#### Data lines:
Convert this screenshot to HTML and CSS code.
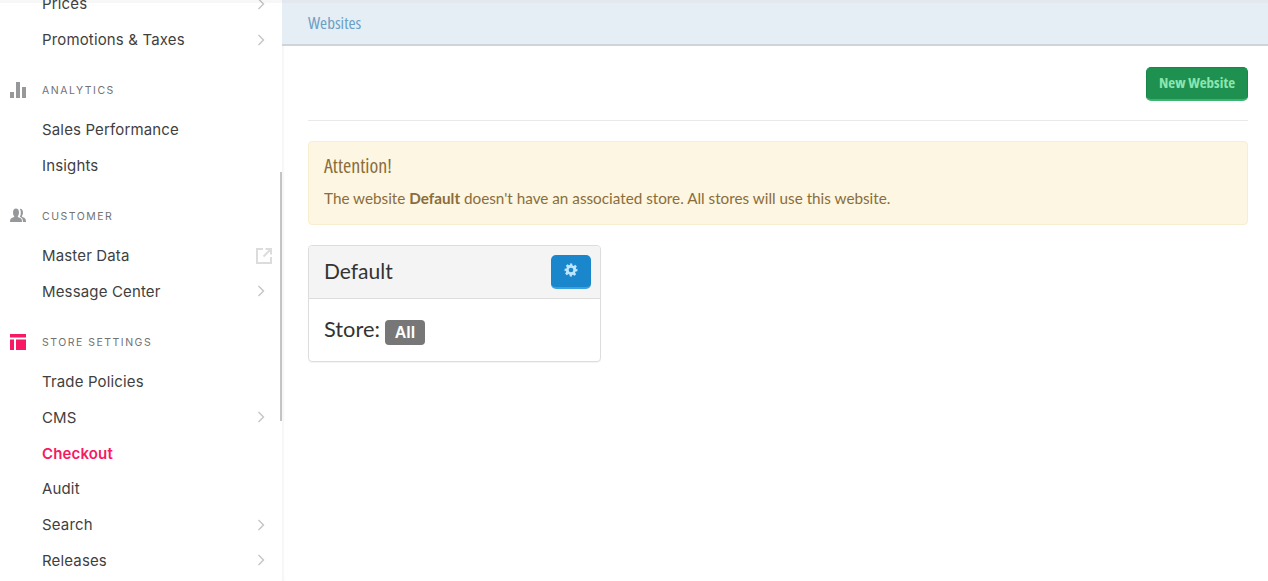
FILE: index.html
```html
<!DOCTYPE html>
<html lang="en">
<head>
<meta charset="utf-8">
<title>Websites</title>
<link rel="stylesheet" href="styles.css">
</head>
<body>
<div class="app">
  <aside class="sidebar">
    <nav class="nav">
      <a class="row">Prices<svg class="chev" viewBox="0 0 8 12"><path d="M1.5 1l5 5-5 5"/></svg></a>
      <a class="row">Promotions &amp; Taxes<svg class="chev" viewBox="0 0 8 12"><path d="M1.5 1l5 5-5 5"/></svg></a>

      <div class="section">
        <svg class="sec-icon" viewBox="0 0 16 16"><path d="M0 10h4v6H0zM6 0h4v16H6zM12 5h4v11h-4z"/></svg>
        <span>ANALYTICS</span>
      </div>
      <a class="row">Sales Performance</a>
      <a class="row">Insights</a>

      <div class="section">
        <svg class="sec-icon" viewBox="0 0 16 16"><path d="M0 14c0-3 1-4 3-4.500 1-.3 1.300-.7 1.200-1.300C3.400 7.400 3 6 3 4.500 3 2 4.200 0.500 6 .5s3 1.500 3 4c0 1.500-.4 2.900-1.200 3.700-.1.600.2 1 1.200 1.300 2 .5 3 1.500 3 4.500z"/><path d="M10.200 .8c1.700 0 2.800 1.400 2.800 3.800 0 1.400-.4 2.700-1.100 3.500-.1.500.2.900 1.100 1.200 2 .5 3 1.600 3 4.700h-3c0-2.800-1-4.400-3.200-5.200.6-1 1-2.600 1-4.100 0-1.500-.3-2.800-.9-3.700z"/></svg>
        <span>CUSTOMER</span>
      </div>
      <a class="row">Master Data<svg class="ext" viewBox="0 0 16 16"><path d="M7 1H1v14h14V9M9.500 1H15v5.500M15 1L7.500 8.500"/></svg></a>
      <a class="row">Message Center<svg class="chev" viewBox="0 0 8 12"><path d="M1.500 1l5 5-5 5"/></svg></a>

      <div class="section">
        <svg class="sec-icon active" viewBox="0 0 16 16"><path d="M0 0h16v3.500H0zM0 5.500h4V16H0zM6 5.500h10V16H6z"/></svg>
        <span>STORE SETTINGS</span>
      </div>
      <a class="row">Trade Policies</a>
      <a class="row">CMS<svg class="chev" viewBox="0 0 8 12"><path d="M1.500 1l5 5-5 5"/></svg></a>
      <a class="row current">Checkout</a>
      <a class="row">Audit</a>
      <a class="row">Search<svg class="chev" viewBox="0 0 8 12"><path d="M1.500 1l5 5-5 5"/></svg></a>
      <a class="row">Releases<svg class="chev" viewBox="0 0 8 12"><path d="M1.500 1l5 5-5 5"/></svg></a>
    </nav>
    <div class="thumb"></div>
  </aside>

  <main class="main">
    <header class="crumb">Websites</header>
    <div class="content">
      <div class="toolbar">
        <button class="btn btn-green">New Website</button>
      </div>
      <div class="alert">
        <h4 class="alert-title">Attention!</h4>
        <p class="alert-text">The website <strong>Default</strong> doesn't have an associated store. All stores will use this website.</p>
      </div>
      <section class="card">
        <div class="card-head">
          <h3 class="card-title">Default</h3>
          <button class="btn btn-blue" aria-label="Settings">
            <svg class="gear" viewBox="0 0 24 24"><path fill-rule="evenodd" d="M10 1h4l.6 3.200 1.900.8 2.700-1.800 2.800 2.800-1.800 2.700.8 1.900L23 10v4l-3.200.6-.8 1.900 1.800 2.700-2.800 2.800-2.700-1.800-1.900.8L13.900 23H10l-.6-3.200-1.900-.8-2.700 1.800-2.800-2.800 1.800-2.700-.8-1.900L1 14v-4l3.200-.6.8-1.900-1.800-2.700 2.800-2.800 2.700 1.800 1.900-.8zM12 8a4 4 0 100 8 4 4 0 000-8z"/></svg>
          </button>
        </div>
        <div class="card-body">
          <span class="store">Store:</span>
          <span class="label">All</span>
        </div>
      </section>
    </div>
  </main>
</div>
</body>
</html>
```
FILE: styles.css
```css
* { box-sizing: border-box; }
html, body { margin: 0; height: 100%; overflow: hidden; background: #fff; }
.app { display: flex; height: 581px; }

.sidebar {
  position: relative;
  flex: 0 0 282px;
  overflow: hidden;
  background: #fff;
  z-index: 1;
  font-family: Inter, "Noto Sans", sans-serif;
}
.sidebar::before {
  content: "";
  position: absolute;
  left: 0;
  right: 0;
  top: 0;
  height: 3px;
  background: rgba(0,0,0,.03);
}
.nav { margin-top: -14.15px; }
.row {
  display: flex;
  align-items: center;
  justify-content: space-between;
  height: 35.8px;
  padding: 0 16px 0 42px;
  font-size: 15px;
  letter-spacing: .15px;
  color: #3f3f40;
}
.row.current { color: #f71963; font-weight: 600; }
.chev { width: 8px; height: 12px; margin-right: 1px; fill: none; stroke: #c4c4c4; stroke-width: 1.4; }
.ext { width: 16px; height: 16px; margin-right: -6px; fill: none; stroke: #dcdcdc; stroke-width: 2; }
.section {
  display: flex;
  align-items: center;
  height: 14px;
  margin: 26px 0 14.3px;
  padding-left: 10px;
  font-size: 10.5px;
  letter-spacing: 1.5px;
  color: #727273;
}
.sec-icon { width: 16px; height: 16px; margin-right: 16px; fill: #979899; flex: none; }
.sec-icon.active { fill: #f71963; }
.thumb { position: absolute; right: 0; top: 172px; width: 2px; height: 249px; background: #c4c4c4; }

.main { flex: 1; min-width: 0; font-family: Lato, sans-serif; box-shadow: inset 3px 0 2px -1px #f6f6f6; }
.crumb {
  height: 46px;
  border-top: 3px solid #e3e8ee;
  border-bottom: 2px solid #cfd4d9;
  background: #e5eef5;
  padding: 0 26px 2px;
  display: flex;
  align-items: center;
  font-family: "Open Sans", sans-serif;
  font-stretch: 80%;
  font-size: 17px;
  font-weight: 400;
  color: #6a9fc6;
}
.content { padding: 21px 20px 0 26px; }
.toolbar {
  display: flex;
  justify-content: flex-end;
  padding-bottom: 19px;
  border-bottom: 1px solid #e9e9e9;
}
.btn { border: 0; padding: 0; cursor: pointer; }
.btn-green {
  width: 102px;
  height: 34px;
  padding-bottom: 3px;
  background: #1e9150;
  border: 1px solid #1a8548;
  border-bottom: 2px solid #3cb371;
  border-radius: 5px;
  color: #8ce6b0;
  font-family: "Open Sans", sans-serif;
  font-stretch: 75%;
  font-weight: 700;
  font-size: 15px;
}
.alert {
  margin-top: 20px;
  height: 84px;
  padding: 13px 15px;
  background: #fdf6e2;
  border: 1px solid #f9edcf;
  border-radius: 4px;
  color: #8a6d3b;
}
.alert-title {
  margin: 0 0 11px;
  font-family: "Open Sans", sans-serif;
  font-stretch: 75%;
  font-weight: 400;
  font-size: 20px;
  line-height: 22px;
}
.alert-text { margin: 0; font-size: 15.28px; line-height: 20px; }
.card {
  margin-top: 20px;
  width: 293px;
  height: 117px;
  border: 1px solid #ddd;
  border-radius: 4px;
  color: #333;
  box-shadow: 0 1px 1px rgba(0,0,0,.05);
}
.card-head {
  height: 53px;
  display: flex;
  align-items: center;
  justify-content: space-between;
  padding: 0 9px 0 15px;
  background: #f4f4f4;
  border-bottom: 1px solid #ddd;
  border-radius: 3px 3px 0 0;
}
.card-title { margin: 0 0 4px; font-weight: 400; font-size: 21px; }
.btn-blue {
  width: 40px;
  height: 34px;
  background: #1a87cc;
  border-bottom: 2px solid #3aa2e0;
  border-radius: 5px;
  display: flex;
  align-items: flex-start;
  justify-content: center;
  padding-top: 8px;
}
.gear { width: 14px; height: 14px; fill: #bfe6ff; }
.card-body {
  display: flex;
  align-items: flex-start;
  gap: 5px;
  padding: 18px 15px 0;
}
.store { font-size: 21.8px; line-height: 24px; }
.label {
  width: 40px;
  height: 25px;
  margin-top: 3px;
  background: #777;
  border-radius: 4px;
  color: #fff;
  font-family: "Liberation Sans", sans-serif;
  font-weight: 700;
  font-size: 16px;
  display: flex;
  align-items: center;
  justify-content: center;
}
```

#### Work to complete:
Look through the listing above and count the lines where the string "this" appears. Report the number only.

#### Correct result:
2